Enhancing frequency response using artificial intelligence techniques in the power system with renewable energy resources

This article aims to improve the performance of the modern electric power system with renewable energy resources, which have fluctuating power and low inertia contribution, by designing a control system based on different artificial intelligent (AI) techniques. Because of this power fluctuation, there is a constant mismatch between generation and load, which causes the power system's frequency to vary. Low-inertia operation amplifies the frequency fluctuation at the same time. Due to the stochastic variation of load and renewable resources in the system, an effective load frequency control (LFC) technique is therefore required. When working conditions change, LFC based on a fixed controller may perform unsatisfactorily even though it may respond optimally at a specific operating point. With the constraints and nonlinearities of the system taken into account, the controllers are applied to the secondary loop LFC of a multi-source generating system.
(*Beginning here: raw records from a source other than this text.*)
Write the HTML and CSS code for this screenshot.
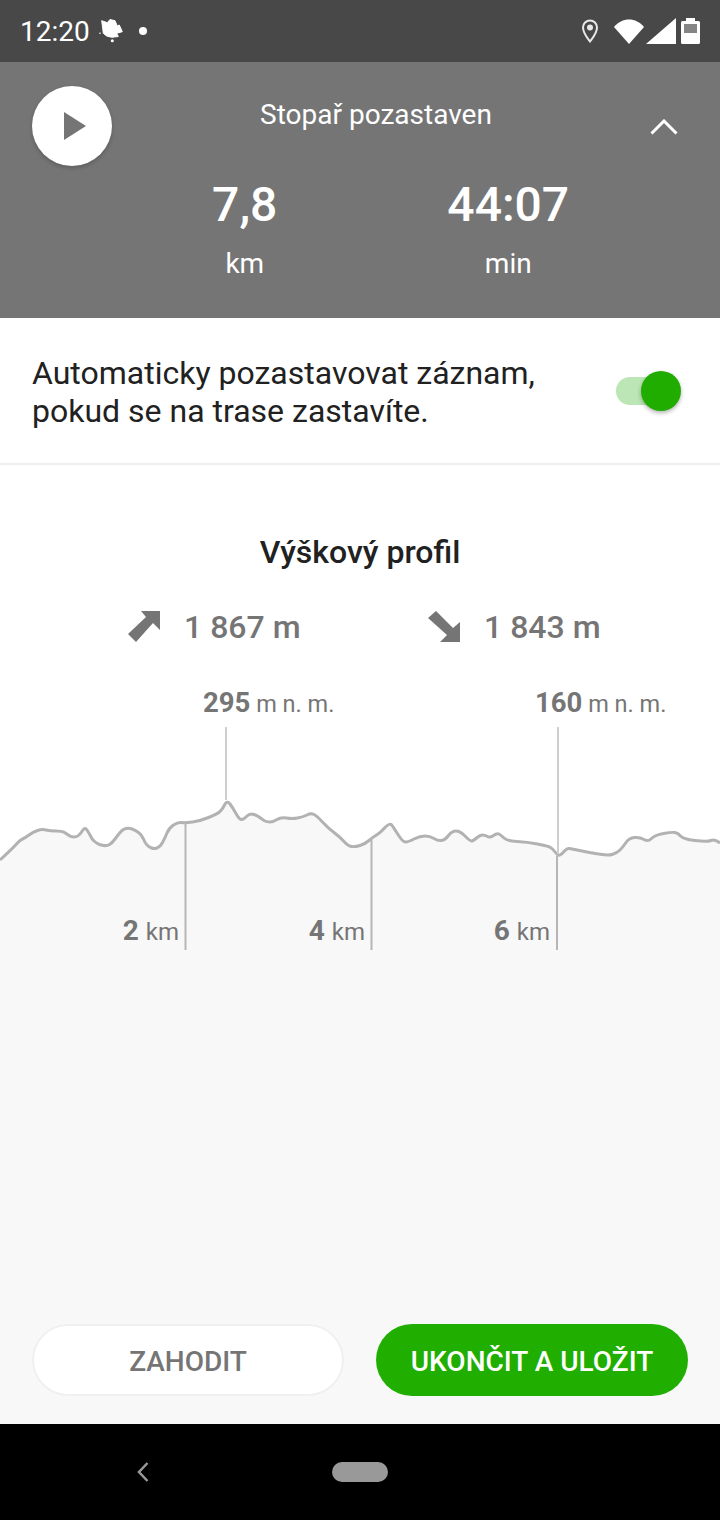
FILE: index.html
```html
<!DOCTYPE html>
<html lang="cs">
<head>
    <meta charset="UTF-8">
    <meta name="viewport" content="width=device-width, initial-scale=1.0">
    <title>Stopař pozastaven</title>
    <link rel="stylesheet" href="styles.css">
</head>
<body>
    <div class="status-bar">
        <span class="status-time">12:20</span>
        <svg class="status-leaf" width="24" height="24" viewBox="0 0 24 24">
            <path fill="#fff" stroke="#fff" stroke-linejoin="round" d="M2.700 1.700L8.300 3.700 11 .5 16 1.700 18.300 7 20.300 6 23.300 12.700 17.700 14.300 19.300 17.500 12.700 18.300 7.700 17 4.300 14.300 3.700 9.300z"/>
            <circle cx="1" cy="14.300" r="0.800" fill="#fff"/>
            <circle cx="13.300" cy="21.700" r="1.500" fill="#fff"/>
        </svg>
        <span class="status-dot"></span>
        <span class="status-right">
            <svg width="16" height="24" viewBox="0 0 16 24">
                <path fill="none" stroke="#e8e8e8" stroke-width="2" d="M8 22.500C5 18.500 1 14 1 8.500a7 7 0 0 1 14 0C15 14 11 18.500 8 22.500z"/>
                <circle cx="8" cy="8.500" r="3" fill="#e8e8e8"/>
            </svg>
            <svg class="status-wifi" width="30" height="25" viewBox="0 0 30 25">
                <path fill="#fff" d="M0 8C8 -2 22 -2 30 8L15 25z"/>
            </svg>
            <svg class="status-signal" width="30" height="26" viewBox="0 0 30 26">
                <path fill="#fff" d="M30 0v26H0z"/>
            </svg>
            <svg class="status-battery" width="19" height="26" viewBox="0 0 19 26">
                <path fill="#fff" d="M5 0h9v3h3.500a1.500 1.500 0 0 1 1.500 1.500V24.500a1.500 1.500 0 0 1-1.500 1.500H1.500A1.500 1.500 0 0 1 0 24.500V4.500A1.500 1.500 0 0 1 1.500 3H5z"/>
                <rect x="3" y="6" width="13" height="9" fill="#858585"/>
            </svg>
        </span>
    </div>

    <header class="tracker">
        <button class="play-button">
            <svg width="22" height="28" viewBox="0 0 22 28"><path fill="#757575" d="M0 0l22 14L0 28z"/></svg>
        </button>
        <div class="tracker-main">
            <div class="tracker-title">Stopař pozastaven</div>
            <div class="tracker-stats">
                <div class="stat">
                    <div class="stat-value">7,8</div>
                    <div class="stat-unit">km</div>
                </div>
                <div class="stat">
                    <div class="stat-value">44:07</div>
                    <div class="stat-unit">min</div>
                </div>
            </div>
        </div>
        <div class="tracker-toggle">
            <svg width="28" height="16" viewBox="0 0 28 16"><path fill="none" stroke="#fff" stroke-width="3" d="M1.500 14.500L14 2l12.500 12.500"/></svg>
        </div>
    </header>

    <section class="auto-pause">
        <p class="auto-pause-text">Automaticky pozastavovat záznam, pokud se na trase zastavíte.</p>
        <div class="switch"><span class="switch-thumb"></span></div>
    </section>

    <main class="profile">
        <h2 class="profile-title">Výškový profil</h2>
        <div class="profile-totals">
            <div class="total">
                <svg width="34" height="34" viewBox="0 0 34 34"><path fill="#757575" d="M14 1H33V20L26 13 9 32 1 24 19 7z"/></svg>
                <span>1 867 m</span>
            </div>
            <div class="total">
                <svg width="34" height="34" viewBox="0 0 34 34"><path fill="#757575" d="M9 1L26 18 33 12V32H13L20 25 1 8z"/></svg>
                <span>1 843 m</span>
            </div>
        </div>

        <div class="chart">
            <svg class="chart-svg" viewBox="0 680 720 744" width="720" height="744">
                <path fill="#f8f8f8" d="M0 860Q13 848 16.500 844T22.500 839T29 835T37.500 830.500T46 830T56 831T64.500 832.500T69 835.500T74 837T79 835T83 830T87 830T90.500 836T93.500 840.500T97.500 843.500T103.500 845.500T109.500 844.500T115 839T120.500 832T126 828.500T132 829T138.500 832.500T143.500 839T147 845T151.500 848T157 848T162.500 842.500T167 833T173.500 825T181.500 822.500T192.500 822T208.500 817.500T219.500 812T224.500 805T230 804T236 813.500T241 819.500T246.500 816.500T254 814.500T260.500 818T265 821T270 822T277 819.500T286.500 818T297.500 818T307 815T314 814.500T322.500 822T334 832.500T344 841.500T351.500 846.500T360 845.500T369 840.500T376.500 835T385 827.500T392.500 826T399 836T405.500 842T414 839T425 836T434 838.500T441.500 840.500T448.500 835.500T456 831T465 836T471.500 841T476.500 838T482.500 835T487.500 836.500T493.500 835.500T499 834T504 838T517 841.500T537.500 844T550.500 847.500T555.500 852.500T560 855T564.500 851T569.500 848.500T589.500 852.500T612 854.500T620 850T626 842.500T634.500 837.500T644 839.500T651.500 838.500T663.500 833.500T675 832.500T680.500 836T695 840.500T711 840.500T720 843V1424H0z"/>
                <path fill="none" stroke="#b2b2b2" stroke-width="3" stroke-linejoin="round" d="M0 860Q13 848 16.500 844T22.500 839T29 835T37.500 830.500T46 830T56 831T64.500 832.500T69 835.500T74 837T79 835T83 830T87 830T90.500 836T93.500 840.500T97.500 843.500T103.500 845.500T109.500 844.500T115 839T120.500 832T126 828.500T132 829T138.500 832.500T143.500 839T147 845T151.500 848T157 848T162.500 842.500T167 833T173.500 825T181.500 822.500T192.500 822T208.500 817.500T219.500 812T224.500 805T230 804T236 813.500T241 819.500T246.500 816.500T254 814.500T260.500 818T265 821T270 822T277 819.500T286.500 818T297.500 818T307 815T314 814.500T322.500 822T334 832.500T344 841.500T351.500 846.500T360 845.500T369 840.500T376.500 835T385 827.500T392.500 826T399 836T405.500 842T414 839T425 836T434 838.500T441.500 840.500T448.500 835.500T456 831T465 836T471.500 841T476.500 838T482.500 835T487.500 836.500T493.500 835.500T499 834T504 838T517 841.500T537.500 844T550.500 847.500T555.500 852.500T560 855T564.500 851T569.500 848.500T589.500 852.500T612 854.500T620 850T626 842.500T634.500 837.500T644 839.500T651.500 838.500T663.500 833.500T675 832.500T680.500 836T695 840.500T711 840.500T720 843"/>
                <path fill="none" stroke="#cfcfcf" stroke-width="2" d="M226 727V800M558 727V854"/>
                <path fill="none" stroke="#b6b6b6" stroke-width="2" d="M185.500 823V950M371.500 838V950M557 856V950"/>
            </svg>
            <div class="chart-label peak peak-a"><b>295</b> m n. m.</div>
            <div class="chart-label peak peak-b"><b>160</b> m n. m.</div>
            <div class="chart-label dist dist-2"><b>2</b> km</div>
            <div class="chart-label dist dist-4"><b>4</b> km</div>
            <div class="chart-label dist dist-6"><b>6</b> km</div>

            <div class="actions">
                <button class="btn btn-discard"><span>ZAHODIT</span></button>
                <button class="btn btn-save"><span>UKONČIT A ULOŽIT</span></button>
            </div>
        </div>
    </main>

    <nav class="nav-bar">
        <svg class="nav-back" width="12" height="20" viewBox="0 0 12 20"><path fill="none" stroke="#999" stroke-width="2.500" d="M10.500 1L2 10l8.500 9"/></svg>
        <span class="nav-home"></span>
    </nav>
</body>
</html>
```

FILE: styles.css
```css
* {
    box-sizing: border-box;
}
html, body {
    height: 100%;
}
body {
    margin: 0;
    display: flex;
    flex-direction: column;
    height: 1520px;
    font-family: Roboto, "Liberation Sans", sans-serif;
    background-color: white;
    overflow: hidden;
}

/* status bar */
.status-bar {
    display: flex;
    align-items: center;
    height: 62px;
    padding: 0 20px;
    background-color: #484848;
    color: white;
    flex-shrink: 0;
}
.status-time {
    font-size: 28px;
    width: 79px;
}
.status-leaf {
    margin-right: 16px;
}
.status-dot {
    width: 8px;
    height: 8px;
    border-radius: 50%;
    background-color: white;
}
.status-right {
    margin-left: auto;
    display: flex;
    align-items: center;
}
.status-wifi {
    margin-left: 16px;
}
.status-signal {
    margin-left: 2px;
}
.status-battery {
    margin-left: 5px;
}

/* tracker header */
.tracker {
    display: flex;
    height: 256px;
    padding: 24px 32px 0;
    background-color: #757575;
    color: white;
    flex-shrink: 0;
}
.play-button {
    width: 80px;
    height: 80px;
    padding: 0 0 0 6px;
    border: none;
    border-radius: 50%;
    background-color: white;
    box-shadow: 0 2px 4px rgba(0, 0, 0, 0.2);
    display: flex;
    align-items: center;
    justify-content: center;
    flex-shrink: 0;
}
.tracker-main {
    width: 528px;
    text-align: center;
}
.tracker-title {
    font-size: 28px;
    line-height: 34px;
    margin-top: 12px;
}
.tracker-stats {
    display: grid;
    grid-template-columns: 1fr 1fr;
    margin-top: 41px;
    padding-left: 1px;
}
.stat-value {
    font-size: 48px;
    font-weight: 500;
    line-height: 64px;
}
.stat-unit {
    font-size: 28px;
    line-height: 36px;
    margin-top: 9px;
}
.tracker-toggle {
    width: 48px;
    text-align: center;
    padding-top: 33px;
    line-height: 0;
}

/* auto pause row */
.auto-pause {
    display: flex;
    align-items: center;
    justify-content: space-between;
    height: 147px;
    padding: 3px 44px 0 32px;
    border-bottom: 2px solid #eeeeee;
    flex-shrink: 0;
}
.auto-pause-text {
    margin: 0;
    width: 530px;
    font-size: 32px;
    line-height: 38px;
    color: #212121;
}
.switch {
    position: relative;
    width: 60px;
    height: 28px;
    border-radius: 14px;
    background-color: #bce6b5;
    margin-bottom: 2px;
}
.switch-thumb {
    position: absolute;
    right: -5px;
    top: -6px;
    width: 40px;
    height: 40px;
    border-radius: 50%;
    background-color: #20ad00;
    box-shadow: 0 2px 4px rgba(0, 0, 0, 0.3);
}

/* profile */
.profile {
    flex: 1;
    display: flex;
    flex-direction: column;
    min-height: 0;
}
.profile-title {
    margin: 67px 0 0;
    font-size: 32px;
    font-weight: 500;
    line-height: 40px;
    text-align: center;
    color: #212121;
}
.profile-totals {
    display: flex;
    height: 40px;
    margin-top: 35px;
    margin-bottom: 33px;
    padding-left: 127px;
}
.total {
    display: flex;
    flex: none;
    align-items: center;
    gap: 23px;
    width: 300px;
    font-size: 32px;
    font-weight: 500;
    color: #757575;
}
.total svg {
    flex-shrink: 0;
}
.chart {
    position: relative;
    flex: 1;
    min-height: 0;
}
.chart-svg {
    position: absolute;
    left: 0;
    top: 0;
}
.chart-label {
    position: absolute;
    font-size: 24px;
    line-height: 32px;
    white-space: nowrap;
    color: #757575;
}
.chart-label b {
    font-size: 28px;
    font-weight: 700;
}
.peak {
    top: 7px;
    font-size: 23.500px;
}
.peak b {
    font-size: 27.500px;
}
.peak-a {
    left: 203px;
}
.peak-b {
    left: 535px;
}
.dist {
    top: 235px;
}
.dist b {
    margin-right: 1px;
}
.dist-2 {
    right: 541px;
}
.dist-4 {
    right: 355px;
}
.dist-6 {
    right: 170px;
}
.actions {
    position: absolute;
    left: 32px;
    right: 32px;
    bottom: 28px;
    display: grid;
    grid-template-columns: 312px 312px;
    gap: 32px;
}
.btn {
    height: 72px;
    padding: 2px 0 0;
    border-radius: 36px;
    font-family: inherit;
    font-size: 28px;
    font-weight: 500;
    display: flex;
    align-items: center;
    justify-content: center;
}
.btn-discard {
    background-color: white;
    border: 2px solid #f0f0f0;
    color: #757575;
}
.btn-save {
    background-color: #20ae00;
    border: none;
    color: white;
}

/* nav bar */
.nav-bar {
    position: relative;
    height: 96px;
    background-color: black;
    flex-shrink: 0;
}
.nav-back {
    position: absolute;
    left: 137px;
    top: 38px;
}
.nav-home {
    position: absolute;
    left: 332px;
    top: 38px;
    width: 56px;
    height: 20px;
    border-radius: 10px;
    background-color: #999;
}
```
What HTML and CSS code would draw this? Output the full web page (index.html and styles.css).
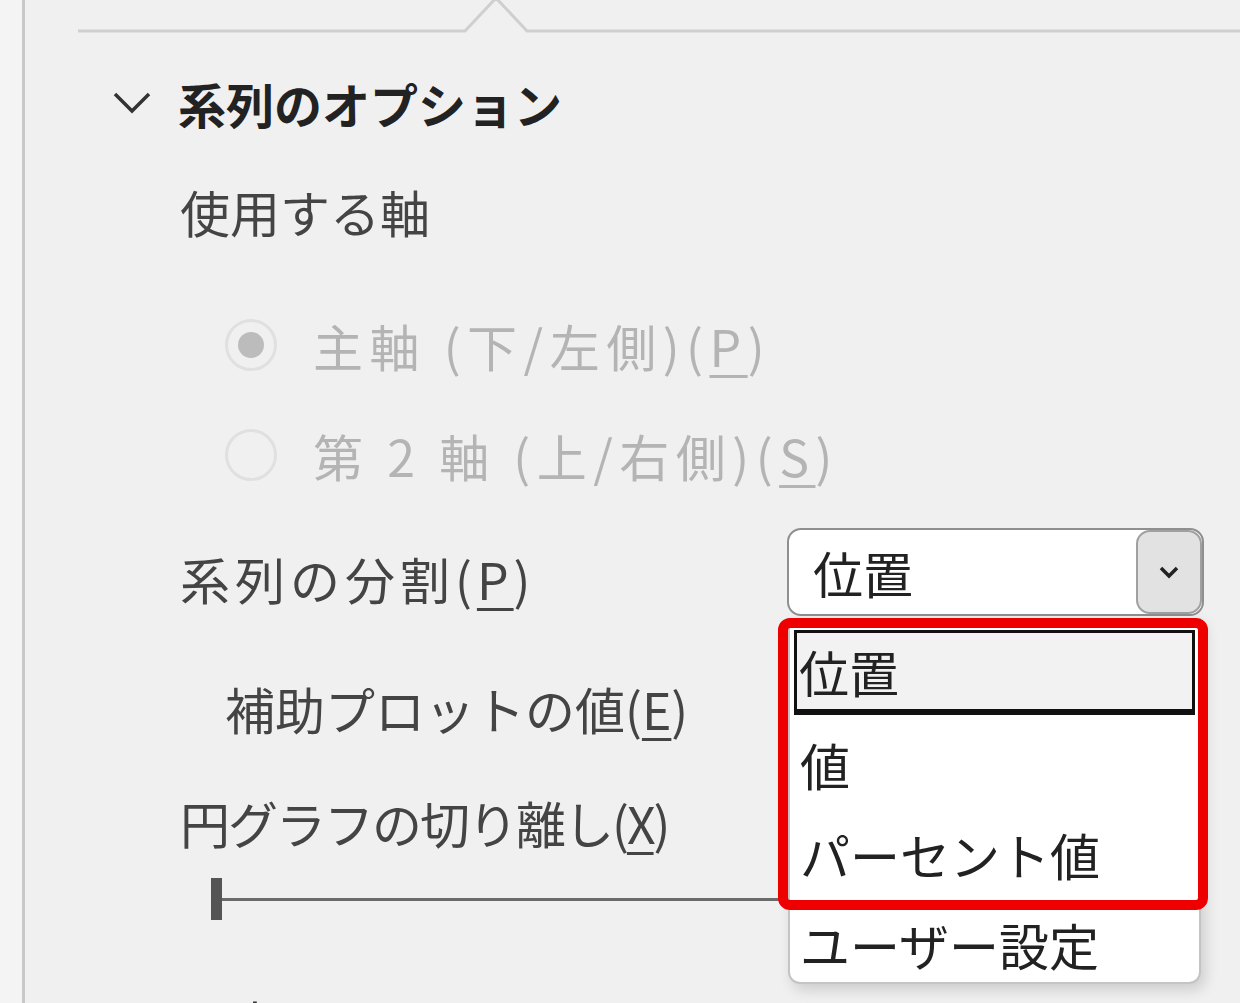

The power system’s mathematical model was obtained using a transfer function approach, and the AI controllers were optimized using a particle swarm optimization technique (PSO) algorithm. Utilizing the FOPID reduces the settling time by 50.5 %, 64.6 % while FFOPID reduces it by 74.0 %, 81.4 % compared to optimal PID and FPID, respectively. Also, they reduces the system nadir for excessive load conditions. The results demonstrated that the power system's LFC is combined with AI controllers, the fuzzy fractional order proportional integral derivative (FFOPID) controller performs better than the other AI controllers.